The railroad, based here since its founding under the Grover Cleveland administration, was bought by Canadian Pacific for $31 billion. This news was buried on page six of the Kansas City Star and did not elicit a flurry of tweets from Mayor Quinton Lucas.

It’s a sign of how the discourse around the city’s economy is a bit skewed, according to Chris Kuehl, director of Armada Corporate Intelligence, which provides strategic advice, economic forecasts and business analysis to companies. clients.

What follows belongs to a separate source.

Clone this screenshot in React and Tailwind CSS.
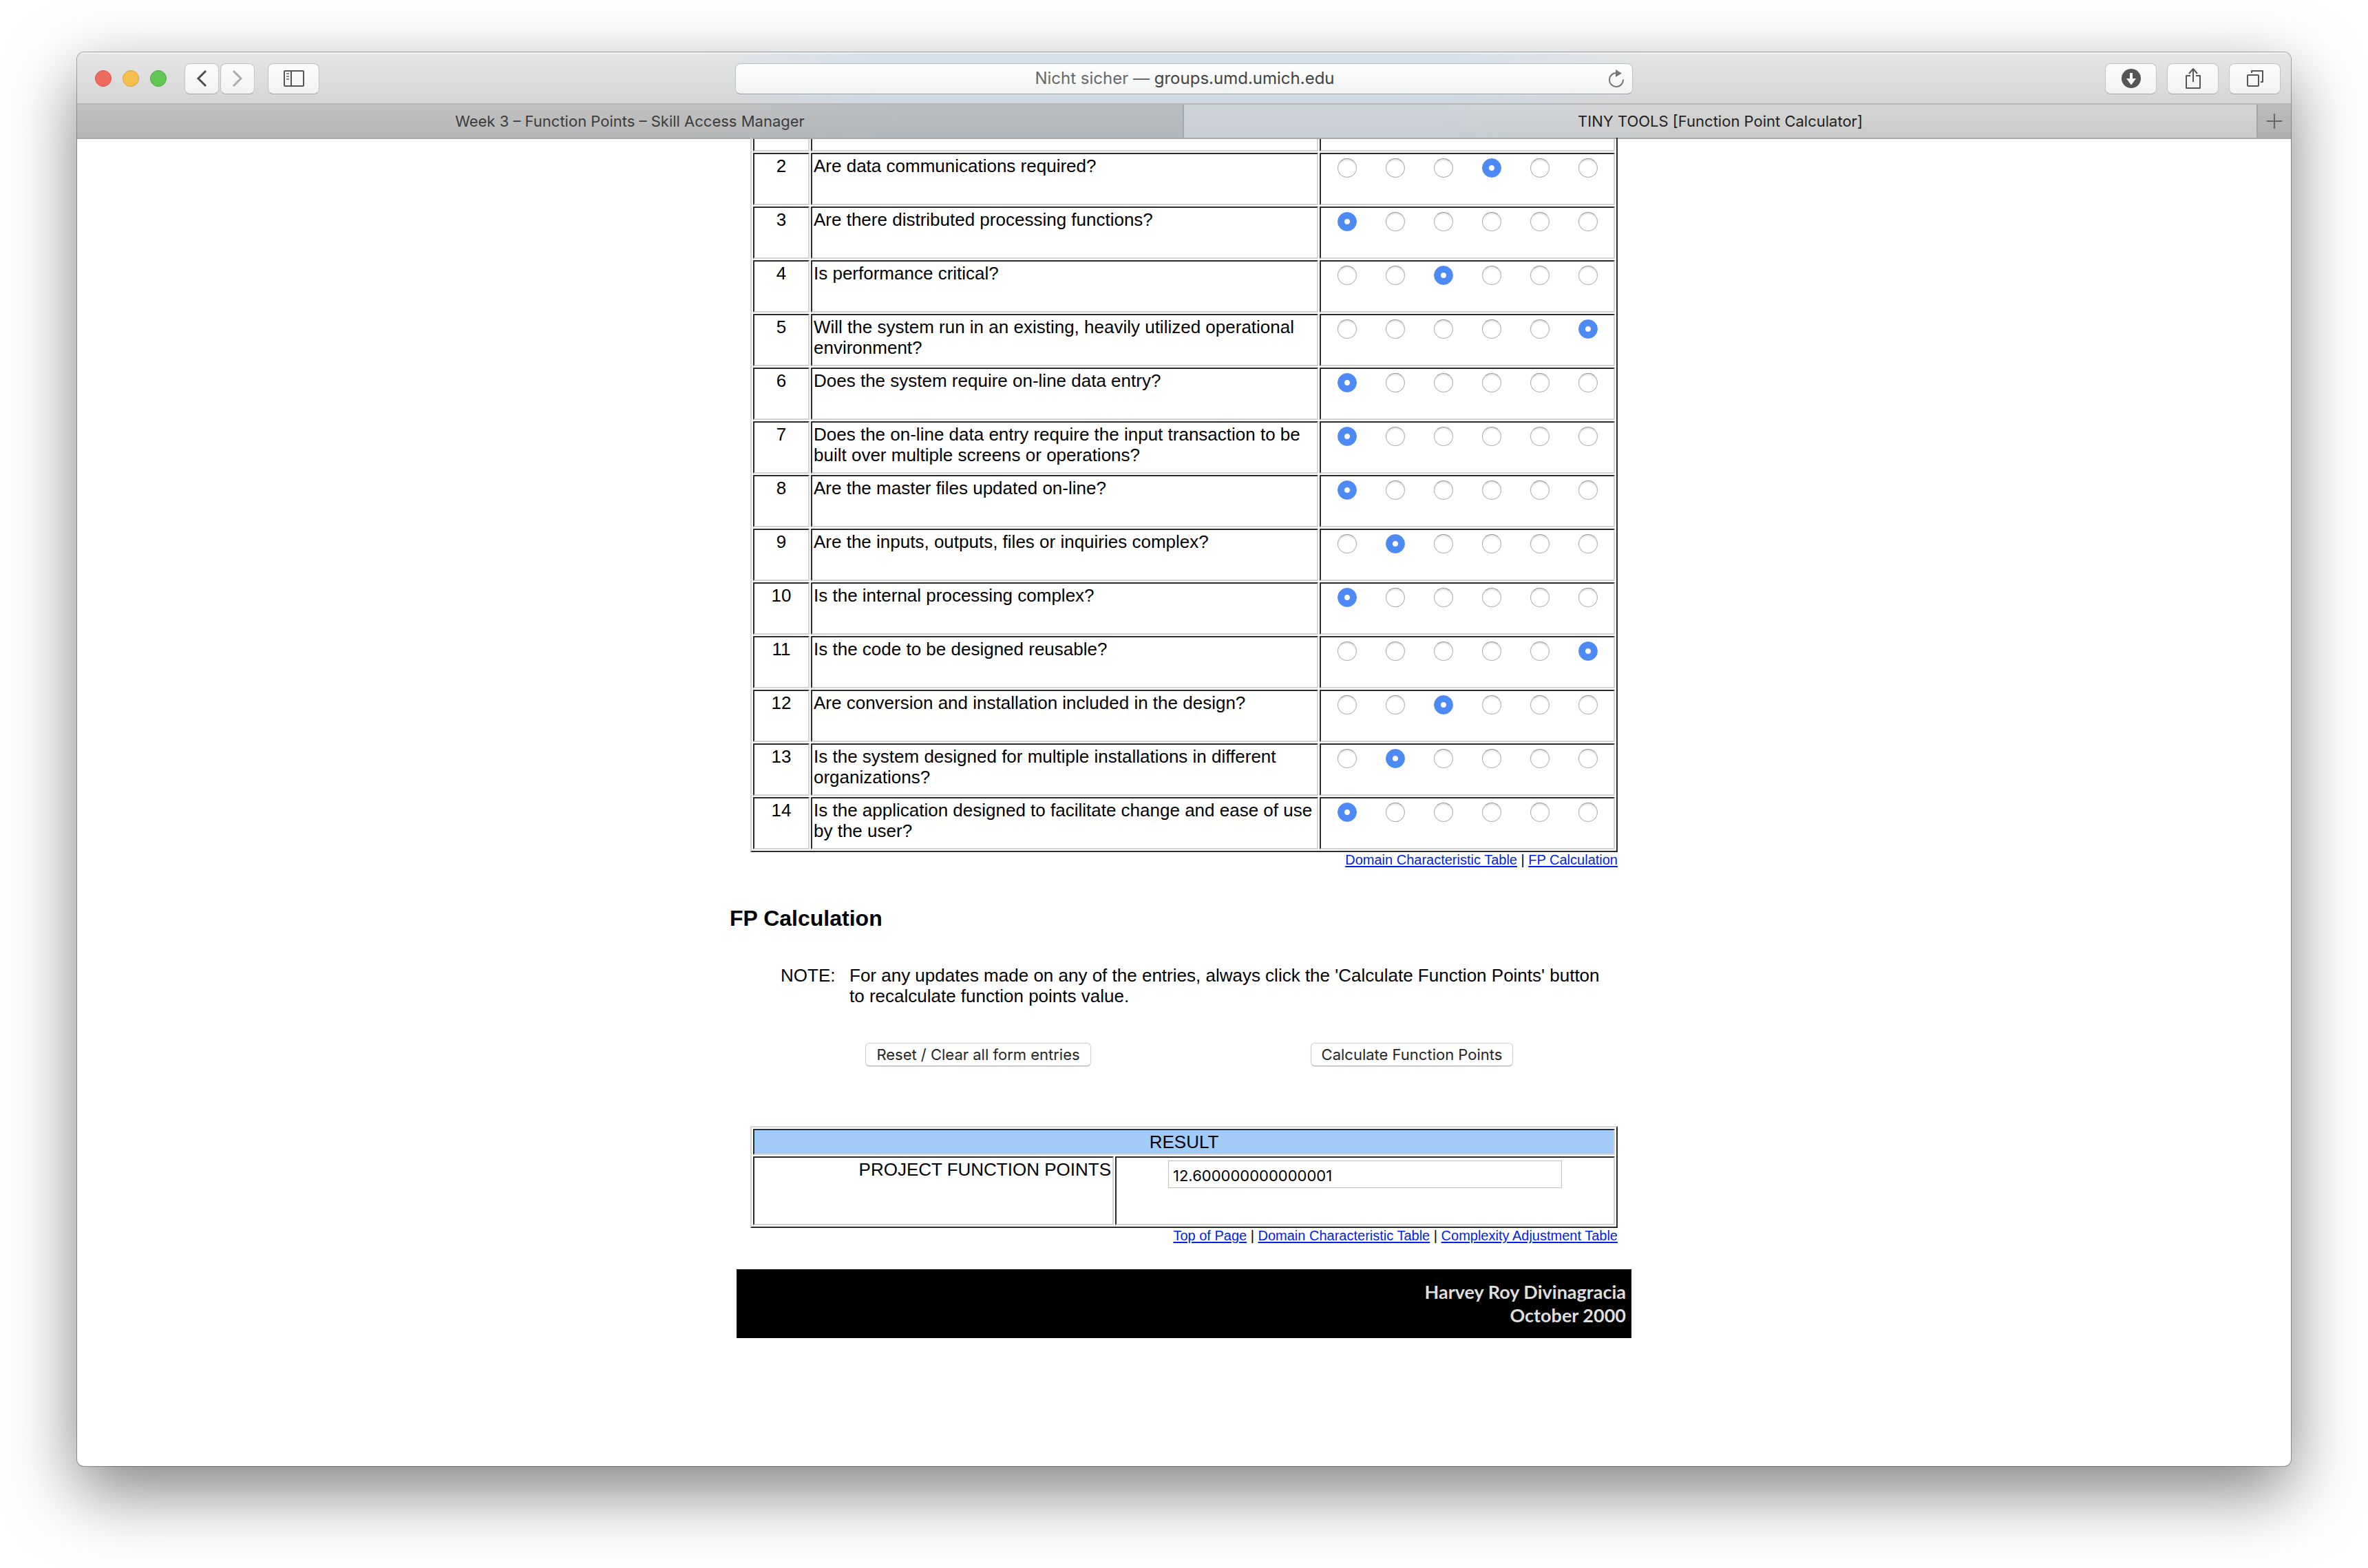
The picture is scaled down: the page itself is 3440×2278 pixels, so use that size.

“We often forget some of the most fundamental and enduring things,” says Kuehl. “People forget that Kansas City is a massive automobile manufacturing city. They forget aerospace. They forget transportation. Oddly enough, they forget agribusiness. How do you forget agribusiness in the middle of the agricultural sector? But, you know, we tend to overlook things like that because other things seem sexier.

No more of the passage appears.